Transcribe the listing exactly, leaving out every picture.
* * *
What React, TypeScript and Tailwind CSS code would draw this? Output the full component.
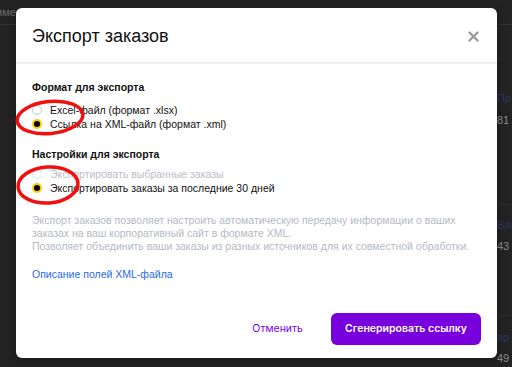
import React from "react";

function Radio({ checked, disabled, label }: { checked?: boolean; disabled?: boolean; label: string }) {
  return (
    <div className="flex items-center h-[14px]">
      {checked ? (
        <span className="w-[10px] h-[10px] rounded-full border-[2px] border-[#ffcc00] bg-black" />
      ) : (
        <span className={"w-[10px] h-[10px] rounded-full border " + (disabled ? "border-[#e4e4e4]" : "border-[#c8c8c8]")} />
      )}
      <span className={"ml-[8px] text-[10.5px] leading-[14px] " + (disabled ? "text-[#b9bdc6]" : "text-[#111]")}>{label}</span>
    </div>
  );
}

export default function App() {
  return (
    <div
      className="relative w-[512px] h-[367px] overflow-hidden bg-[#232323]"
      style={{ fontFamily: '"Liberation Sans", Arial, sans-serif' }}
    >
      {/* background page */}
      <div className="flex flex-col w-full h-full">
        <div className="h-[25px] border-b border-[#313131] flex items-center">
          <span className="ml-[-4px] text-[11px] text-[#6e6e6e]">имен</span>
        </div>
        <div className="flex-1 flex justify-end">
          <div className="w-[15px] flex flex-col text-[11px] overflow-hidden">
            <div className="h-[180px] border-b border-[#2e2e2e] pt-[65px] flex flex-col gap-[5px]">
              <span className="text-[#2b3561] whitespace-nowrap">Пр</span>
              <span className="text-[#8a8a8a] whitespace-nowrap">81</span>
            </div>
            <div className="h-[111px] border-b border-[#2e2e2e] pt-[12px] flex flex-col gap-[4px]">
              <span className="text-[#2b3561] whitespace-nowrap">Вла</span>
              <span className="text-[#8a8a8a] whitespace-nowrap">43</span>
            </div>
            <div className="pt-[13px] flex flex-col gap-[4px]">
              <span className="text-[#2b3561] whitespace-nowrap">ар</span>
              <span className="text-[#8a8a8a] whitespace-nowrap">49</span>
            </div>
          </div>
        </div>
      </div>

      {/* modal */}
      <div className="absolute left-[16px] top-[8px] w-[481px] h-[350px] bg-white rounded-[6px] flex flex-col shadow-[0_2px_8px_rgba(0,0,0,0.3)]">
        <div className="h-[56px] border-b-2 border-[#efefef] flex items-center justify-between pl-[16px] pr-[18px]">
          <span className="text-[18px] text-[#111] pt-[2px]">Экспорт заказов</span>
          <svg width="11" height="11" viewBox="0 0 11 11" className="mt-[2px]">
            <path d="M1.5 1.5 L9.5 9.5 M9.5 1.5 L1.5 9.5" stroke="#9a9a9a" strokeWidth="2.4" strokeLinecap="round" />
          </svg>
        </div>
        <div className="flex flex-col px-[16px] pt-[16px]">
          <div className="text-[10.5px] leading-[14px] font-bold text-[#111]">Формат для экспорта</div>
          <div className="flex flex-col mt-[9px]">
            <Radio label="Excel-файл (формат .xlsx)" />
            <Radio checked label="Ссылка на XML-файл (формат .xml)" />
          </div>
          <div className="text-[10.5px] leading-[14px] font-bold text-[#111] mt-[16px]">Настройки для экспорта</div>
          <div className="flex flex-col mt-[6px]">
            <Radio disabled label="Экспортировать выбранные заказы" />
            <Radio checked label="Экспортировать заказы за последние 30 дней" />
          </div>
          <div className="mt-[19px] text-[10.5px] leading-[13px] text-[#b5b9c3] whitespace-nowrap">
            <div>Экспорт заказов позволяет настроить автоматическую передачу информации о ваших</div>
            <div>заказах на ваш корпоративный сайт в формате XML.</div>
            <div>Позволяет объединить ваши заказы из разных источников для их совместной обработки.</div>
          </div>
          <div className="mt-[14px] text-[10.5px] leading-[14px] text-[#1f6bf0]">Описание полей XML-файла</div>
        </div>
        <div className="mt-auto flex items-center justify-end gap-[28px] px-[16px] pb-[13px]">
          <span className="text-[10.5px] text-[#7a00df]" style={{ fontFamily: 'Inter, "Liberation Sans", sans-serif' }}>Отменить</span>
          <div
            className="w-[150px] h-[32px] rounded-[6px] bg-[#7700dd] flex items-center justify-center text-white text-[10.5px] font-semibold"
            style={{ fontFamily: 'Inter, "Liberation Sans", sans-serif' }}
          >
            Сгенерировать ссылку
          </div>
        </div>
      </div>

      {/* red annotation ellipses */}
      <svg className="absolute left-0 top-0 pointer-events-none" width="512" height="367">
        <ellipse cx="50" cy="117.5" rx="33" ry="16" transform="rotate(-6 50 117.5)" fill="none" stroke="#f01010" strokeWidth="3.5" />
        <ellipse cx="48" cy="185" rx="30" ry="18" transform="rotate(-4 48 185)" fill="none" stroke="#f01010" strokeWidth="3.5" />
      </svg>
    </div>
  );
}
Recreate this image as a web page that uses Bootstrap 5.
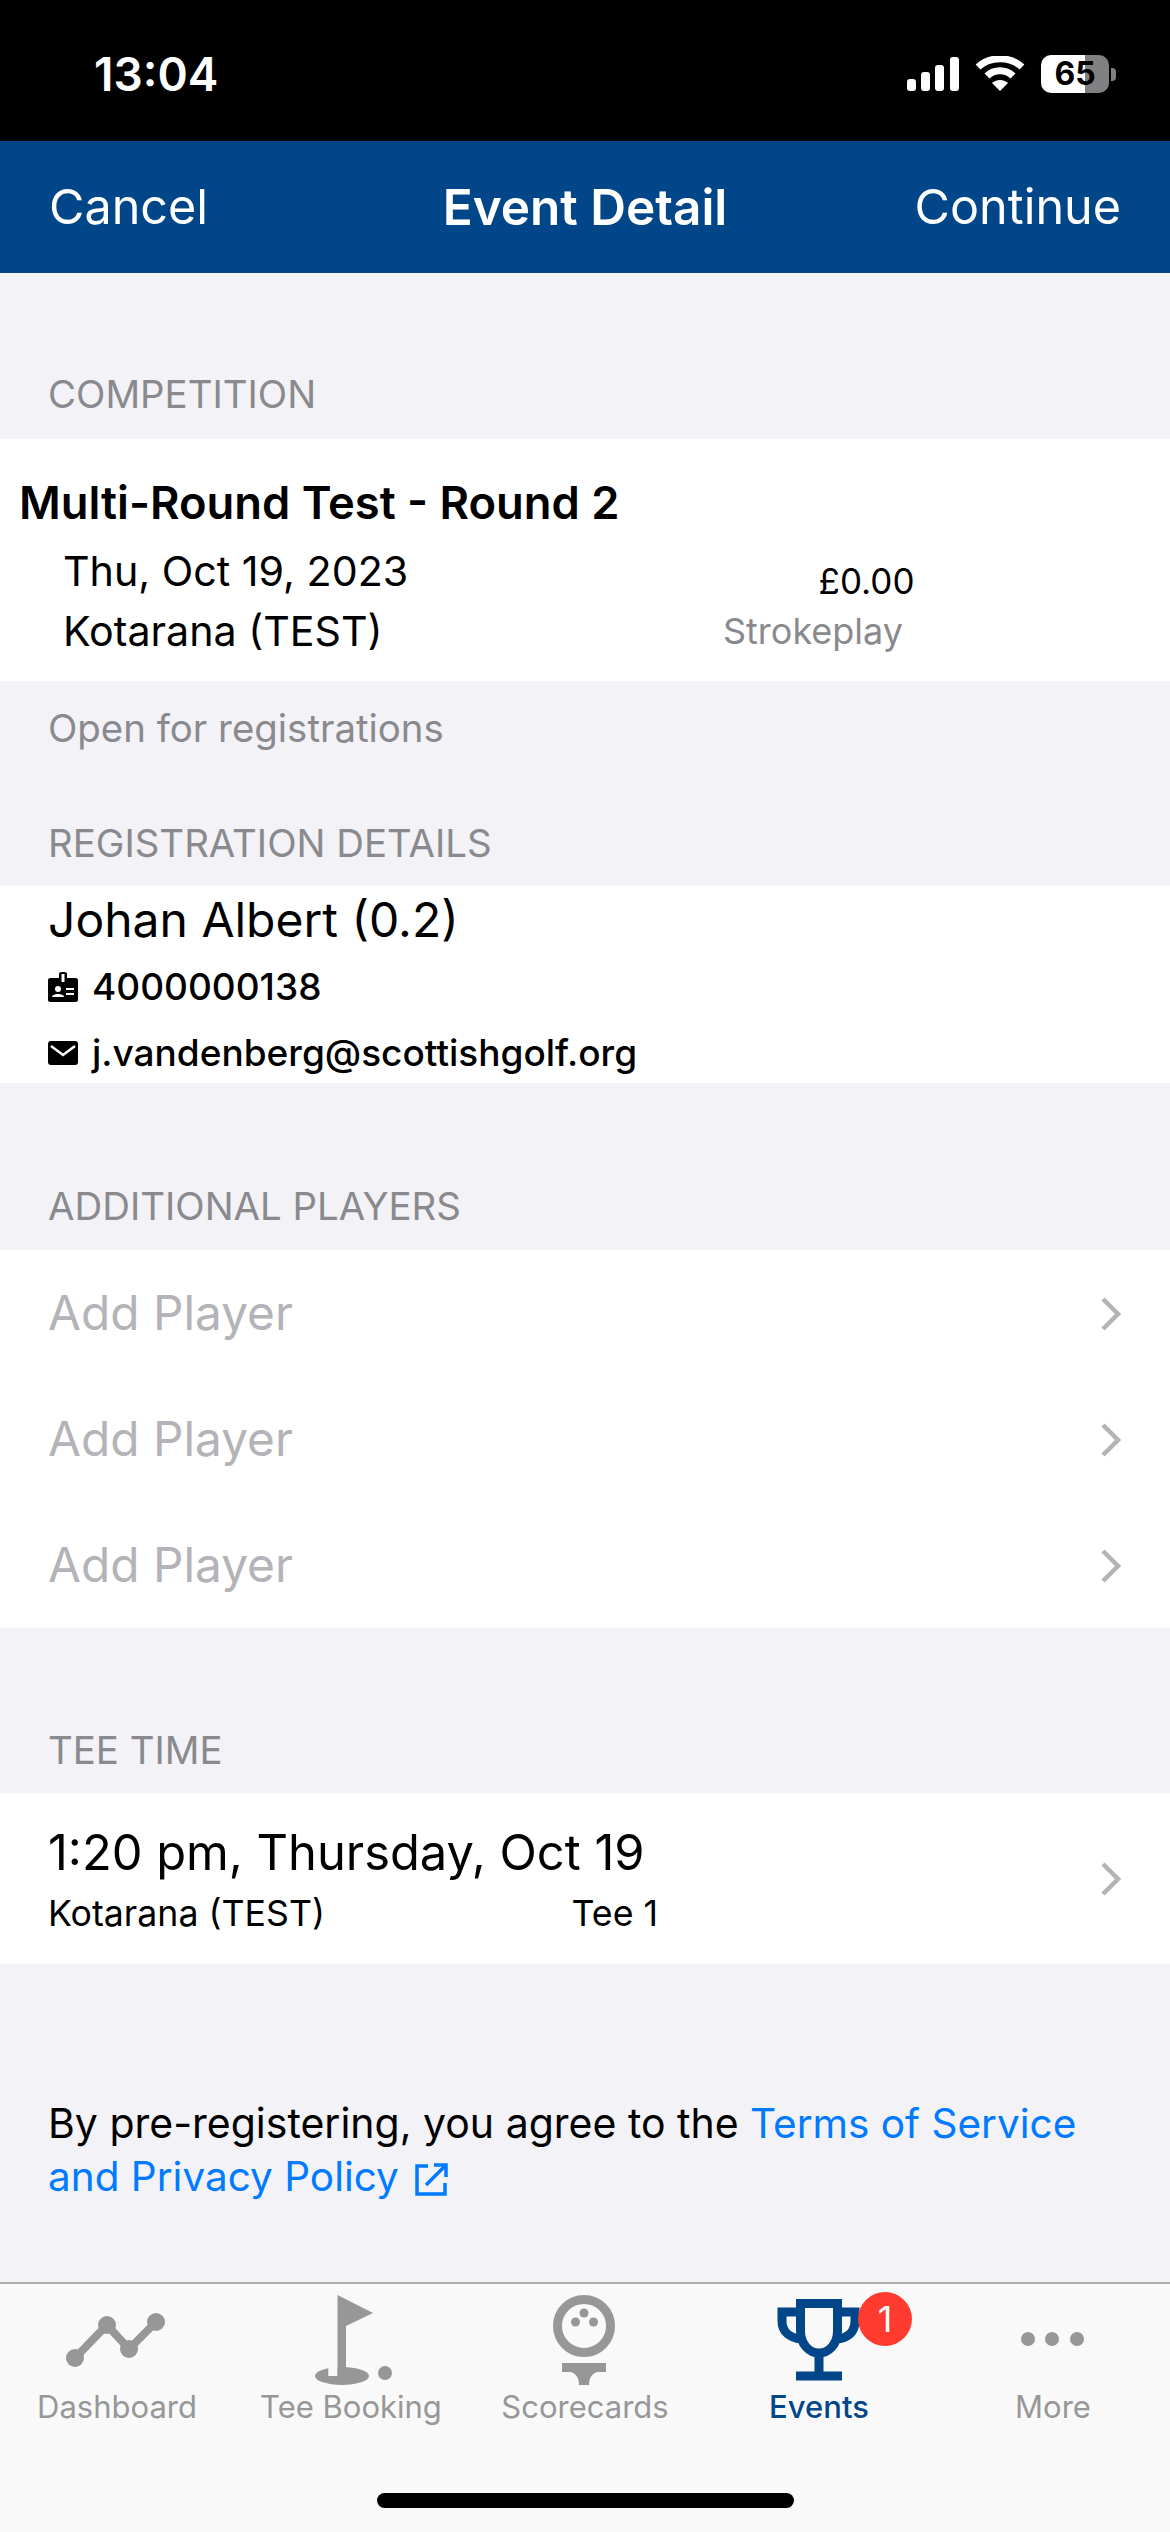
* * *
(ANSWER FOR THIS EXERCISE):
What React, TypeScript and Tailwind CSS code would draw this? Output the full component.
import React from "react";

function Radio({ checked, disabled, label }: { checked?: boolean; disabled?: boolean; label: string }) {
  return (
    <div className="flex items-center h-[14px]">
      {checked ? (
        <span className="w-[10px] h-[10px] rounded-full border-[2px] border-[#ffcc00] bg-black" />
      ) : (
        <span className={"w-[10px] h-[10px] rounded-full border " + (disabled ? "border-[#e4e4e4]" : "border-[#c8c8c8]")} />
      )}
      <span className={"ml-[8px] text-[10.5px] leading-[14px] " + (disabled ? "text-[#b9bdc6]" : "text-[#111]")}>{label}</span>
    </div>
  );
}

export default function App() {
  return (
    <div
      className="relative w-[512px] h-[367px] overflow-hidden bg-[#232323]"
      style={{ fontFamily: '"Liberation Sans", Arial, sans-serif' }}
    >
      {/* background page */}
      <div className="flex flex-col w-full h-full">
        <div className="h-[25px] border-b border-[#313131] flex items-center">
          <span className="ml-[-4px] text-[11px] text-[#6e6e6e]">имен</span>
        </div>
        <div className="flex-1 flex justify-end">
          <div className="w-[15px] flex flex-col text-[11px] overflow-hidden">
            <div className="h-[180px] border-b border-[#2e2e2e] pt-[65px] flex flex-col gap-[5px]">
              <span className="text-[#2b3561] whitespace-nowrap">Пр</span>
              <span className="text-[#8a8a8a] whitespace-nowrap">81</span>
            </div>
            <div className="h-[111px] border-b border-[#2e2e2e] pt-[12px] flex flex-col gap-[4px]">
              <span className="text-[#2b3561] whitespace-nowrap">Вла</span>
              <span className="text-[#8a8a8a] whitespace-nowrap">43</span>
            </div>
            <div className="pt-[13px] flex flex-col gap-[4px]">
              <span className="text-[#2b3561] whitespace-nowrap">ар</span>
              <span className="text-[#8a8a8a] whitespace-nowrap">49</span>
            </div>
          </div>
        </div>
      </div>

      {/* modal */}
      <div className="absolute left-[16px] top-[8px] w-[481px] h-[350px] bg-white rounded-[6px] flex flex-col shadow-[0_2px_8px_rgba(0,0,0,0.3)]">
        <div className="h-[56px] border-b-2 border-[#efefef] flex items-center justify-between pl-[16px] pr-[18px]">
          <span className="text-[18px] text-[#111] pt-[2px]">Экспорт заказов</span>
          <svg width="11" height="11" viewBox="0 0 11 11" className="mt-[2px]">
            <path d="M1.5 1.5 L9.5 9.5 M9.5 1.5 L1.5 9.5" stroke="#9a9a9a" strokeWidth="2.4" strokeLinecap="round" />
          </svg>
        </div>
        <div className="flex flex-col px-[16px] pt-[16px]">
          <div className="text-[10.5px] leading-[14px] font-bold text-[#111]">Формат для экспорта</div>
          <div className="flex flex-col mt-[9px]">
            <Radio label="Excel-файл (формат .xlsx)" />
            <Radio checked label="Ссылка на XML-файл (формат .xml)" />
          </div>
          <div className="text-[10.5px] leading-[14px] font-bold text-[#111] mt-[16px]">Настройки для экспорта</div>
          <div className="flex flex-col mt-[6px]">
            <Radio disabled label="Экспортировать выбранные заказы" />
            <Radio checked label="Экспортировать заказы за последние 30 дней" />
          </div>
          <div className="mt-[19px] text-[10.5px] leading-[13px] text-[#b5b9c3] whitespace-nowrap">
            <div>Экспорт заказов позволяет настроить автоматическую передачу информации о ваших</div>
            <div>заказах на ваш корпоративный сайт в формате XML.</div>
            <div>Позволяет объединить ваши заказы из разных источников для их совместной обработки.</div>
          </div>
          <div className="mt-[14px] text-[10.5px] leading-[14px] text-[#1f6bf0]">Описание полей XML-файла</div>
        </div>
        <div className="mt-auto flex items-center justify-end gap-[28px] px-[16px] pb-[13px]">
          <span className="text-[10.5px] text-[#7a00df]" style={{ fontFamily: 'Inter, "Liberation Sans", sans-serif' }}>Отменить</span>
          <div
            className="w-[150px] h-[32px] rounded-[6px] bg-[#7700dd] flex items-center justify-center text-white text-[10.5px] font-semibold"
            style={{ fontFamily: 'Inter, "Liberation Sans", sans-serif' }}
          >
            Сгенерировать ссылку
          </div>
        </div>
      </div>

      {/* red annotation ellipses */}
      <svg className="absolute left-0 top-0 pointer-events-none" width="512" height="367">
        <ellipse cx="50" cy="117.5" rx="33" ry="16" transform="rotate(-6 50 117.5)" fill="none" stroke="#f01010" strokeWidth="3.5" />
        <ellipse cx="48" cy="185" rx="30" ry="18" transform="rotate(-4 48 185)" fill="none" stroke="#f01010" strokeWidth="3.5" />
      </svg>
    </div>
  );
}
Recreate this image as a web page that uses Bootstrap 5.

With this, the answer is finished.